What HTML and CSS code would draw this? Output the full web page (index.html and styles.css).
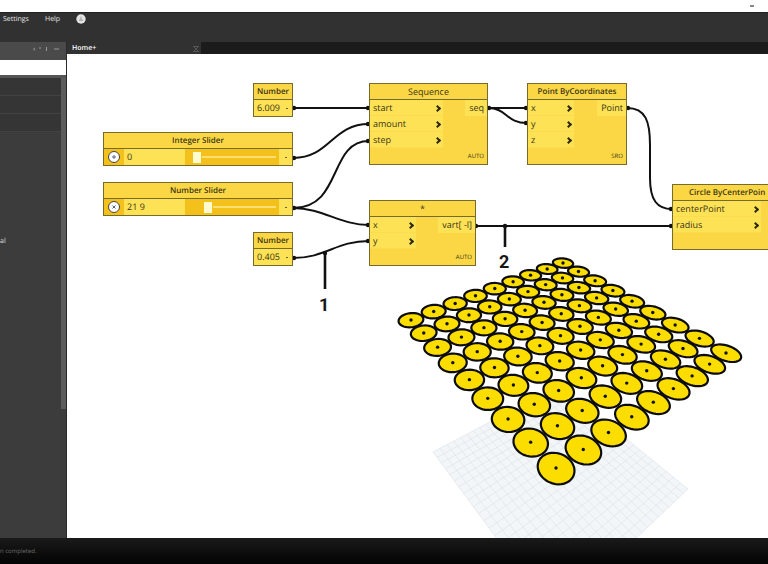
FILE: index.html
```html
<!DOCTYPE html>
<html lang="en">
<head>
<meta charset="utf-8">
<title>Home+</title>
<link rel="stylesheet" href="styles.css">
</head>
<body>
<div class="app">
  <header class="titlebar"><button class="minimize" aria-label="Minimize"></button></header>
  <nav class="menubar">
    <a href="#">Settings</a>
    <a href="#">Help</a>
    <button class="notice" aria-label="Notifications">
      <svg viewBox="0 0 10 10"><circle cx="5" cy="5" r="4.7" fill="#e4e4e4"/><path d="M5 2.500v4M3 6.500h4M3.500 5h3" stroke="#aaa" fill="none"/></svg>
    </button>
  </nav>
  <div class="body">
    <aside class="library">
      <div class="library-head">
        <svg viewBox="0 0 28 8"><path d="M3 3L1.500 4L3 5.500M8 2v2M14.500 2v4M22 4h5" stroke="#999" fill="none"/></svg>
      </div>
      <input class="search" type="text" aria-label="Search library">
      <div class="library-body">
        <ul class="categories">
          <li></li><li></li><li></li><li class="open">al</li>
        </ul>
        <div class="scroll"><div class="thumb"></div></div>
      </div>
    </aside>
    <main class="workspace">
      <div class="tabs">
        <div class="tab"><span>Home+</span>
          <button class="close" aria-label="Close tab"><svg viewBox="0 0 6 6"><path d="M1 1l4 4M5 1L1 5M0 .5h6M0 5.500h6" stroke="#666" stroke-width=".7"/></svg></button>
        </div>
      </div>
      <div class="canvas">
        <svg class="scene" viewBox="67 54 701 484" aria-hidden="true">
          <g id="ground" class="ground"></g>
          <g id="circles" class="circles"></g>
          <g class="wires">
            <path d="M293 108H369"/>
            <path d="M293 158C330 158 332 124 369 124"/>
            <path d="M293 208C343 208 328 141 369 141"/>
            <path d="M293 208C323 208 340 225 369 225"/>
            <path d="M293 258C326 258 336 241 369 241"/>
            <path d="M488 108H527"/>
            <path d="M488 108C507 108 506 123 527 123"/>
            <path d="M627 108C646 108 650 122 650 145V178C650 200 657 209 672 209"/>
            <path d="M475 226H672"/>
          </g>
          <g class="leaders"><path d="M325 253V289M505 226V247"/></g>
          <g class="ports">
            <circle cx="325" cy="253" r="2.200"/><circle cx="505" cy="226" r="2.200"/>
            <circle cx="294" cy="108" r="2.200"/><circle cx="294" cy="158" r="2.200"/><circle cx="294" cy="208" r="2.200"/><circle cx="294" cy="258" r="2.200"/>
            <circle cx="368" cy="108" r="2.200"/><circle cx="368" cy="124" r="2.200"/><circle cx="368" cy="141" r="2.200"/>
            <circle cx="368" cy="225" r="2.200"/><circle cx="368" cy="241" r="2.200"/>
            <circle cx="489" cy="108" r="2.200"/><circle cx="526" cy="108" r="2.200"/><circle cx="526" cy="123" r="2.200"/>
            <circle cx="628" cy="108" r="2.200"/><circle cx="671" cy="209" r="2.200"/><circle cx="671" cy="226" r="2.200"/><circle cx="476" cy="226" r="2.200"/>
          </g>
        </svg>

        <section class="node number-a">
          <h2>Number</h2>
          <div class="value-row"><input type="text" value="6.009" aria-label="Number value"><span class="port"></span></div>
        </section>
        <section class="node integer-slider">
          <h2>Integer Slider</h2>
          <div class="slider-row">
            <button class="expand" aria-label="Integer slider settings"><svg viewBox="0 0 12 12"><circle cx="6" cy="6" r="5.500" fill="#fff" stroke="#444"/><path d="M4 6h4M6 4v4" stroke="#55667c"/></svg></button>
            <input class="amount" type="text" value="0" aria-label="Integer value">
            <div class="track"><input type="range" min="0" max="100" value="3" style="--value: 3%" aria-label="Integer slider"></div>
            <span class="port"></span>
          </div>
        </section>
        <section class="node number-slider">
          <h2>Number Slider</h2>
          <div class="slider-row">
            <button class="expand" aria-label="Number slider settings"><svg viewBox="0 0 12 12"><circle cx="6" cy="6" r="5.500" fill="#fff" stroke="#444"/><path d="M4.500 4.500l3 3M7.500 4.500l-3 3" stroke="#55667c"/></svg></button>
            <input class="amount" type="text" value="21 9" aria-label="Number value">
            <div class="track"><input type="range" min="0" max="100" value="17" style="--value: 17%" aria-label="Number slider"></div>
            <span class="port"></span>
          </div>
        </section>
        <section class="node number-b">
          <h2>Number</h2>
          <div class="value-row"><input type="text" value="0.405" aria-label="Number value"><span class="port"></span></div>
        </section>

        <section class="node sequence">
          <h2 class="light">Sequence</h2>
          <div class="ports-row">
            <ul class="inputs"><li>start<i></i></li><li>amount<i></i></li><li>step<i></i></li></ul>
            <span class="output">seq</span>
          </div>
          <footer>AUTO</footer>
        </section>
        <section class="node multiply">
          <h2 class="light">*</h2>
          <div class="ports-row">
            <ul class="inputs"><li>x<i></i></li><li>y<i></i></li></ul>
            <span class="output">vart[ -l]</span>
          </div>
          <footer>AUTO</footer>
        </section>
        <section class="node point">
          <h2>Point ByCoordinates</h2>
          <div class="ports-row">
            <ul class="inputs"><li>x<i></i></li><li>y<i></i></li><li>z<i></i></li></ul>
            <span class="output">Point</span>
          </div>
          <footer>SRO</footer>
        </section>
        <section class="node circle">
          <h2>Circle ByCenterPoin</h2>
          <div class="ports-row">
            <ul class="inputs"><li>centerPoint<i></i></li><li>radius<i></i></li></ul>
          </div>
        </section>
        <span class="callout one">1</span>
        <span class="callout two">2</span>
      </div>
    </main>
  </div>
  <footer class="status">n completed.</footer>
</div>
<script src="scene.js"></script>
</body>
</html>
```
FILE: styles.css
```css
* { box-sizing: border-box; margin: 0; padding: 0; }
body { font-family: "Open Sans", "Noto Sans", sans-serif; background: #fff; text-rendering: geometricPrecision; }
button, input { font: inherit; color: inherit; border: 0; background: none; min-width: 0; text-rendering: inherit; }
ul { list-style: none; }
a { color: inherit; text-decoration: none; }
svg { display: block; }

.app { display: flex; flex-direction: column; height: 100vh; overflow: hidden; }
.titlebar { height: 12px; display: flex; justify-content: flex-end; align-items: center; padding-right: 14px; background: #fff; }
.minimize { width: 4px; height: 2px; background: #888; }
.menubar { height: 30px; display: flex; align-items: flex-start; gap: 16px; padding: 1px 3px 0; background: #313131; color: #e6e6e6; font-size: 7px; line-height: 11px; border-top: 1px solid #222; }
.notice { width: 10px; height: 10px; }
.body { flex: 1; display: flex; min-height: 0; }

.library { width: 67px; display: flex; flex-direction: column; background: #3b3c3b; border-right: 1px solid #2a2a2a; }
.library-head { height: 18px; display: flex; justify-content: flex-end; padding: 3px 6px; background: #4a4a4a; }
.library-head svg { width: 28px; height: 8px; }
.search { width: 100%; height: 15px; background: #fff; color: #333; font-size: 8px; }
.library-body { flex: 1; display: flex; border-top: 3px solid #555; min-height: 0; }
.categories { flex: 1; color: #ddd; font-size: 7px; line-height: 12px; }
.categories li { height: 18px; background: #353535; border-bottom: 1px solid #424242; }
.categories li.open { height: auto; padding-top: 104px; background: none; border: 0; }
.scroll { width: 5px; background: #3b3c3b; }
.thumb { height: 72%; background: #5c5c5c; }

.workspace { flex: 1; display: flex; flex-direction: column; min-width: 0; }
.tabs { height: 12px; display: flex; background: #1b1b1b; }
.tab { width: 134px; display: flex; align-items: center; justify-content: space-between; padding: 1px 2px 0 5px; background: #313131; color: #fff; font-size: 7px; line-height: 12px; font-weight: 600; }
.close { width: 6px; height: 6px; }
.canvas { flex: 1; position: relative; overflow: hidden; background: #fff; }
.scene { position: absolute; left: 0; top: 0; width: 701px; height: 484px; }

.wires path { fill: none; stroke: #111; stroke-width: 2; }
.leaders path { stroke: #111; stroke-width: 2.6; }
.ports circle { fill: #111; }
.circles path { fill: #fcdd00; stroke: #0c0c0c; stroke-width: 2.2; }
.circles circle { fill: #111; }
.ground polygon { fill: #f3f6f8; }
.ground line { stroke: #dbe1e6; stroke-width: .6; }

.node { position: absolute; background: #fbd745; border: 1px solid #766b2b; color: #3a3517; font-size: 9px; line-height: 16px; }
.node h2 { height: 16px; font-size: 8px; line-height: 16px; font-weight: 600; text-align: center; white-space: nowrap; border-bottom: 1px solid #766b2b; }
.node h2.light { font-size: 9px; font-weight: 400; }
.number-a { left: 186px; top: 29px; width: 40px; }
.integer-slider { left: 36px; top: 78px; width: 190px; }
.number-slider { left: 36px; top: 128px; width: 190px; }
.number-b { left: 186px; top: 178px; width: 40px; }
.sequence { left: 302px; top: 29px; width: 119px; }
.multiply { left: 302px; top: 146px; width: 107px; }
.point { left: 460px; top: 29px; width: 100px; }
.circle { left: 605px; top: 130px; width: 126px; height: 66px; }
.circle h2 { padding-left: 16px; text-align: left; }

.value-row { display: flex; height: 16px; background: #fee256; }
.value-row input { flex: 1; width: 20px; padding-left: 3px; }
.port { width: 13px; display: flex; align-items: center; justify-content: center; background: #fee256; }
.value-row .port { width: 11px; }
.port::before { content: ""; width: 2px; height: 1px; background: #6b5f26; }
.slider-row { display: flex; height: 16px; background: #f4c11c; }
.expand { width: 20px; display: flex; align-items: center; justify-content: center; }
.expand svg { width: 12px; height: 12px; }
.amount { width: 61px; padding-left: 3px; background: #fee256; }
.track { flex: 1; display: flex; align-items: center; padding: 0 3px 0 6px; }
.track input { appearance: none; width: 100%; height: 12px; background: linear-gradient(90deg, transparent calc(var(--value) + 8px), #fbe071 0) center / 100% 2px no-repeat; }
.track input::-webkit-slider-thumb { appearance: none; width: 8px; height: 11px; background: #fffbd0; border: 0; }

.ports-row { display: flex; justify-content: space-between; align-items: flex-start; }
.inputs { width: 73px; }
.inputs li { display: flex; align-items: center; justify-content: space-between; height: 16px; padding: 0 3px; background: #fee256; box-shadow: inset 0 -1px #fcdc4c; }
.inputs i { width: 5px; height: 5px; border: solid #2d280f; border-width: 2px 2px 0 0; transform: rotate(45deg); }
.output { height: 16px; padding: 0 3px 0 4px; background: #fee256; white-space: nowrap; }
.multiply .inputs, .point .inputs { width: 46px; }
.circle .inputs { width: 88px; }
.node footer { height: 16px; padding-right: 3px; text-align: right; font-size: 6px; line-height: 16px; }

.callout { position: absolute; font-family: Roboto, sans-serif; font-size: 18px; line-height: 20px; font-weight: 700; color: #161616; }
.one { left: 252px; top: 242px; }
.two { left: 432px; top: 199px; }

.status { height: 26px; padding-top: 6px; background: linear-gradient(#1a1a1a, #030303); color: #6c6c6c; font-size: 6px; line-height: 14px; }
```
FILE: scene.js
```js
const NS = "http://www.w3.org/2000/svg";

// Projective map from the unit square to a quad given as corners (0,0) (1,0) (1,1) (0,1).
function projector([[x0, y0], [x1, y1], [x2, y2], [x3, y3]]) {
  const dx1 = x1 - x2, dx2 = x3 - x2, sx = x0 - x1 + x2 - x3;
  const dy1 = y1 - y2, dy2 = y3 - y2, sy = y0 - y1 + y2 - y3;
  const det = dx1 * dy2 - dx2 * dy1;
  const g = (sx * dy2 - dx2 * sy) / det, h = (dx1 * sy - sx * dy1) / det;
  return (u, v) => {
    const w = g * u + h * v + 1;
    return [((x1 - x0 + g * x1) * u + (x3 - x0 + h * x3) * v + x0) / w,
            ((y1 - y0 + g * y1) * u + (y3 - y0 + h * y3) * v + y0) / w];
  };
}

function add(parent, name, attrs) {
  const el = document.createElementNS(NS, name);
  for (const key in attrs) el.setAttribute(key, attrs[key]);
  parent.append(el);
}

const ground = document.getElementById("ground");
const plane = [[433, 452], [560, 385], [688, 489], [554, 616]];
const onPlane = projector(plane);
add(ground, "polygon", { points: plane.join(" ") });
const cells = 22;
for (let i = 0; i <= cells; i++) {
  const t = i / cells;
  for (const [a, b] of [[onPlane(t, 0), onPlane(t, 1)], [onPlane(0, t), onPlane(1, t)]]) {
    add(ground, "line", { x1: a[0], y1: a[1], x2: b[0], y2: b[1] });
  }
}

const circles = document.getElementById("circles");
const onGrid = projector([[411, 320], [563, 263], [726, 353], [556, 468]]);
const steps = 8, radius = 0.47;
for (let row = 0; row <= steps; row++) {
  for (let col = steps; col >= 0; col--) {
    const points = [];
    for (let k = 0; k < 40; k++) {
      const a = k * Math.PI / 20;
      points.push(onGrid((col + radius * Math.cos(a)) / steps, (row + radius * Math.sin(a)) / steps));
    }
    add(circles, "path", { d: "M" + points.join("L") + "Z" });
    const [cx, cy] = onGrid(col / steps, row / steps);
    add(circles, "circle", { cx, cy, r: 1.7 });
  }
}
```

== To be done ==
Give only the number of lines in the data that hold the string "index".

== Problem solution ==
2